Selma- Cada uma delas é muito triste, mas os dois que me chocaram mais foi o primeiro caso da Operação Imperador, do José Riva e o escândalo dos 68 milhões de reais em desvio de gráficas e empresas fictícias. Havia falsificação de documentos em verdadeiras fábricas, fábricas de documentos falsos, fábricas de empresas fantasmas. Fico imaginando os cidadãos sentados inventando endereços, inventando laranjas. É muito triste pensar que uma autoridade que leva milhares de votos tenha a capacidade de fazer uma coisa dessas. Outra que chocou foi prender o ex-governador Silval Barbosa. Ele tinha acabado de sair do cargo, praticamente não tinha esfriado a cadeira e teve a prisão decretada.
Veja – Em 2015, a Polícia Federal realizou mais de 20 operações no Estado. As investigações vão chegar em autoridades maiores do que o ex-governador Silval?
Selma – Essas organizações criminosas não são fechadas, em que se descobre ‘esse é o chefe’. Fico triste porque todo mundo olha para o Mato Grosso e acha que só aqui tem corrupto. Estão enganados. Isso é geral. O mensalão não foi um episódio isolado. O mensalão, na verdade, é coisa do dia a dia de pessoas corruptas. Até hoje só mudam os personagens, mas o sistema é o mesmo. Assim como a Lava-Jato. Todos os estados têm sua própria Lava-Jato, mas em alguns estados há uma cegueira deliberada a esquemas de corrupção. Fico muito preocupada quando as pessoas pensam que só há duas esferas de corrupção no Brasil: a Lava-Jato e Mato Grosso. Enquanto isso, tem prazo prescricional correndo a rodo. Quando forem descobrir outros esquema de corrupção pode ser tarde demais.
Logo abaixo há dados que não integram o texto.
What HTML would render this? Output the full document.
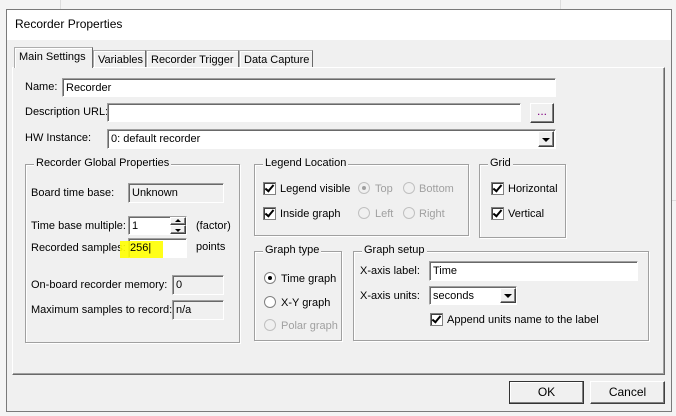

Veja – A senhora foi alvo de ameaças de morte tanto do crime organizado quanto de suspeitos de colarinho branco. Algum amedronta mais ou tolheu seu trabalho?
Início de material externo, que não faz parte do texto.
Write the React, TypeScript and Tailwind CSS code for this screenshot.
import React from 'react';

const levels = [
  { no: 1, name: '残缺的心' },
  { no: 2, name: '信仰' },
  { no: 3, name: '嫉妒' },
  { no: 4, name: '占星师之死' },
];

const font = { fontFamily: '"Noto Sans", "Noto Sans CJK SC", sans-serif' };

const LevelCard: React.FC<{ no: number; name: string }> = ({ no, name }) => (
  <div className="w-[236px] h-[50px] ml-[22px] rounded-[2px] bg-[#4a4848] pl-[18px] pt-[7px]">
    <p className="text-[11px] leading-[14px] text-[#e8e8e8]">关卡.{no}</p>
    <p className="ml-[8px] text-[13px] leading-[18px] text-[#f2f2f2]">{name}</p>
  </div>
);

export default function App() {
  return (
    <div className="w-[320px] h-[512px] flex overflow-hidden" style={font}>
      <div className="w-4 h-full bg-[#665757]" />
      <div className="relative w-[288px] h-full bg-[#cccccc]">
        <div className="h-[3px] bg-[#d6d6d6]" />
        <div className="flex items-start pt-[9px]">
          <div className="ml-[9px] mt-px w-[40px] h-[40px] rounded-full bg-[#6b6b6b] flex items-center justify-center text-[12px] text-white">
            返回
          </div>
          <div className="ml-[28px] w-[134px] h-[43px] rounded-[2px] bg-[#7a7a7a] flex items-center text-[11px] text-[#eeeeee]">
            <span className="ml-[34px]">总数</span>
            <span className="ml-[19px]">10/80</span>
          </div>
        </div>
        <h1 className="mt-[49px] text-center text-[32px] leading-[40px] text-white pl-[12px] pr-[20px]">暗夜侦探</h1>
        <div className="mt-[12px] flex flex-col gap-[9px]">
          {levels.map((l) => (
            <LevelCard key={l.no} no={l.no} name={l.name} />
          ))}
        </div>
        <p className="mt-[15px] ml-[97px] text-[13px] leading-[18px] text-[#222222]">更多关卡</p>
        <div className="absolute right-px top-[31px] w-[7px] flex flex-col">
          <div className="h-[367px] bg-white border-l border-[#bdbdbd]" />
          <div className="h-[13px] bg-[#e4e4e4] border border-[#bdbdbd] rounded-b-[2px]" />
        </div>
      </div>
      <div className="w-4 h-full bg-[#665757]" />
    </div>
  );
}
Selma – Medo é uma coisa meio subjetiva. Tenho cuidados. Tenho família e não vou ficar arriscando porque não sou boba. Mas medo de não dormir hoje ou pensar em ter de me esconder, isso eu nunca senti. Levo uma vida normal com algumas precauções. Tenho segurança até para resguardar o próprio Judiciário. Se alguma coisa acontece numa circunstância dessa, desgasta tudo, até o próprio Judiciário.
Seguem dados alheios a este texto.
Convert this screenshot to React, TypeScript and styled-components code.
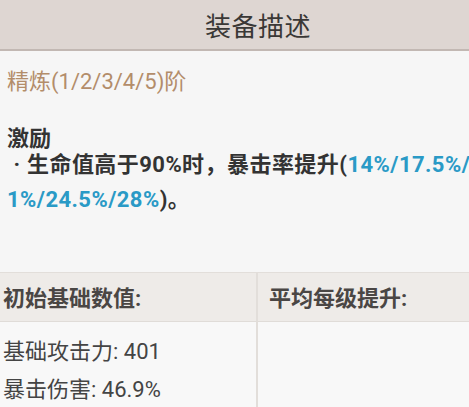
import React from "react";
import styled, { createGlobalStyle } from "styled-components";

const Global = createGlobalStyle`
  html, body {
    margin: 0;
    padding: 0;
    overflow: hidden;
    background: #f6f6f6;
  }
  body {
    font-family: Roboto, "Noto Sans CJK SC", sans-serif;
    color: #333;
  }
`;

const Page = styled.div`
  width: 532px;
  margin-left: -8px;
  background: #f6f6f6;
`;

const TitleBar = styled.header`
  height: 49px;
  background: #ded6d2;
  border-bottom: 2px solid #c2b8b3;
  display: flex;
  align-items: center;
  justify-content: center;
  font-size: 26px;
  color: #3a3836;
  letter-spacing: 0.5px;
`;

const Desc = styled.section`
  padding: 16px 34px 0 15px;
  font-size: 22px;
`;

const Refine = styled.div`
  line-height: 30px;
  color: #b38d6a;
`;

const EffectName = styled.div`
  margin-top: 31px;
  line-height: 22px;
  font-weight: 700;
  color: #333;
`;

const EffectText = styled.p`
  margin: -3px 0 2px;
  line-height: 35px;
  font-weight: 700;
  color: #333;
  letter-spacing: 0.45px;
  word-break: break-all;
`;

const Bullet = styled.span`
  display: inline-block;
  width: 20px;
  text-align: center;
`;

const Value = styled.span`
  color: #2a9ac6;
`;

const Table = styled.div`
  margin-top: 55px;
  display: grid;
  grid-template-columns: 266px 266px;
  border-top: 1px solid #e2deda;
`;

const HeadCell = styled.div<{ $last?: boolean }>`
  height: 49px;
  display: flex;
  align-items: center;
  padding: 0 0 2px 11px;
  box-sizing: border-box;
  background: #eeebe8;
  border-bottom: 1px solid #e0dcd8;
  border-right: ${(p) => (p.$last ? "none" : "2px solid #e2deda")};
  font-size: 22px;
  font-weight: 700;
  color: #4a4644;
`;

const BodyCell = styled.div<{ $last?: boolean }>`
  padding: 11px 0 0 11px;
  min-height: 100px;
  background: #f8f8f8;
  border-right: ${(p) => (p.$last ? "none" : "2px solid #e2deda")};
  font-size: 22px;
  color: #444;
`;

const StatLine = styled.div`
  line-height: 38px;
`;

export default function App() {
  return (
    <>
      <Global />
      <Page>
        <TitleBar>装备描述</TitleBar>
        <Desc>
          <Refine>精炼(1/2/3/4/5)阶</Refine>
          <EffectName>激励</EffectName>
          <EffectText>
            <Bullet>·</Bullet>生命值高于90%时，暴击率提升(
            <Value>14%/17.5%/21%/24.5%/28%</Value>)。
          </EffectText>
        </Desc>
        <Table>
          <HeadCell>初始基础数值:</HeadCell>
          <HeadCell $last>平均每级提升:</HeadCell>
          <BodyCell>
            <StatLine>基础攻击力: 401</StatLine>
            <StatLine>暴击伤害: 46.9%</StatLine>
          </BodyCell>
          <BodyCell $last />
        </Table>
      </Page>
    </>
  );
}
Veja – A senhora tem direito a aposentadoria em 2017. Pensa em entrar para a política?
Selma – Tem dias que eu penso que vou me aposentar e sumir daqui. Tem dias que penso ‘eu não saio daqui enquanto não resolver essa situação’. É muito variável meu humor nesse sentido. Não penso em questão política. Pelo menos, por ora não. Talvez até fosse pensar se eu me aposentar decepcionada. Se alguma investigação fosse anulada ou se precisasse de uma intervenção legislativa, eu não ia me furtar a me candidatar não. Até de birra. Quando você está no front de uma guerra, você se queixa que a sua arma não está boa, que a sua vestimenta não está adequada, que seu colete à prova de balas não é bom como queria. Mas quando se pode comprar a arma adequada e munir soldados com o que eles precisam, também se tem esse dever. Se tudo hoje de que me queixo – excesso de prazos processuais, excesso de recursos, prazo prescricional muito curto, falta de estrutura no Judiciário – não mudar, posso ir para o Legislativo para propor leis, para aprimorar a lei da colaboração premiada.
Veja – Em que pontos acha que a lei da delação deve ser aprimorada?
Selma – A lei das organizações criminosas tem muita lacuna e está deixando muita gente rica. Tem muita coisa por debaixo dos panos que acontece nesses meandros jurídicos, como um advogado atuar na defesa do delator e poupar alvos a serem delatados. Há casos de um colaborador que fez suas declarações, o processo andou e no final um dos réus resolveu mostrar uma gravação que ele tinha que, além dos réus que estavam no processo, havia mais um outro oculto, e este, sim, um poderoso, um deputado no exercício do mandato. O que se descobriu é que o advogado do réu que tinha a gravação também já foi advogado oculto desse deputado. Ou seja, a delação foi feita para blindar o deputado. Quando pode se cancelar essa colaboração? Só depois que eu der a sentença no processo principal e complicado e ela transitar em julgado. Isso é um exemplo claro a mentir na colaboração, o que pode transformá-la de um instrumento de muita utilidade em um instrumento de impunidade e de destruição total da persecução penal.